The rejuvenating Caribbean sea water offers a natural spa treatment as good as any other place in the world. Some of the best beaches in Trinidad and Tobago include:

• Macqueripe: A small beach that is accessible through some flights of stairs. With clear cool water and an absence of too many waves, this beach is ideal for soaking.
• Blanchisseuse: Set along a lovely coast, the beach’s shallow waters are ideal for soaking.
• Mayaro: This is the ideal place to rent a house for a weekend. For those who love the waves, the strong currents here produce some huge ones.

When at the beach, don’t forget to sample the local treat of ‘bake and shark’, a tantalizing fish sandwich. Many expats also regularly rent boats to visit the smaller islands around Trinidad and Tobago.

Feast on the local fresh fruit

Trinidad and Tobago has some of the most succulent selections of fruits, and many different types of mango. From the juicy Julie mango to the other varieties like Mango Vere (Long Mango), Calabash Mango, Starch Mango, and Mango Dou Doux, you can find them all here at Trinidad and Tobago. Then there are the guavas, passion fruits and the soursop, which is native to the Caribbean. Of course, this list must include coconuts. A drink of coconut water is the ideal refresher for a sunny day on the beach.

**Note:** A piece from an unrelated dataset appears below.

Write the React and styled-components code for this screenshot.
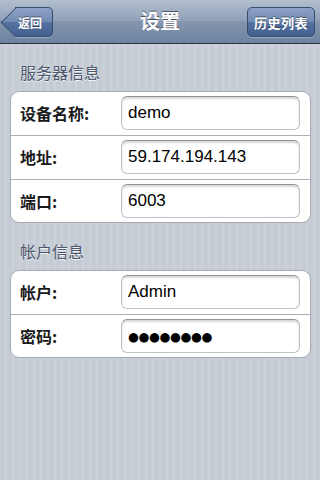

Savour your time in the happiest country in the Caribbean

The 2013 World Happiness Report placed Trinidad and Tobago as the happiest country in the Caribbean and the 31st most happy in the world. Many factors have led to this positive rating; the strong economy, plenty of festivals, a diverse gastronomy, local music and beaches that are famous the world over all bring out the best in the islands.

Play ’mas!

The retirement years are mostly a time for rest and relaxation, but Trinidad and Tobago will spice up your golden years in true Caribbean style. Don’t be surprised to find yourself playing mas at any of the islands’ carnivals. Playing ’mas is marching with a band, dancing through the streets or listening to the sounds of local music. The Trinidad and Tobago Carnival can easily be called the greatest show on earth with its vibrant masqueraders and a type of Caribbean music called soca!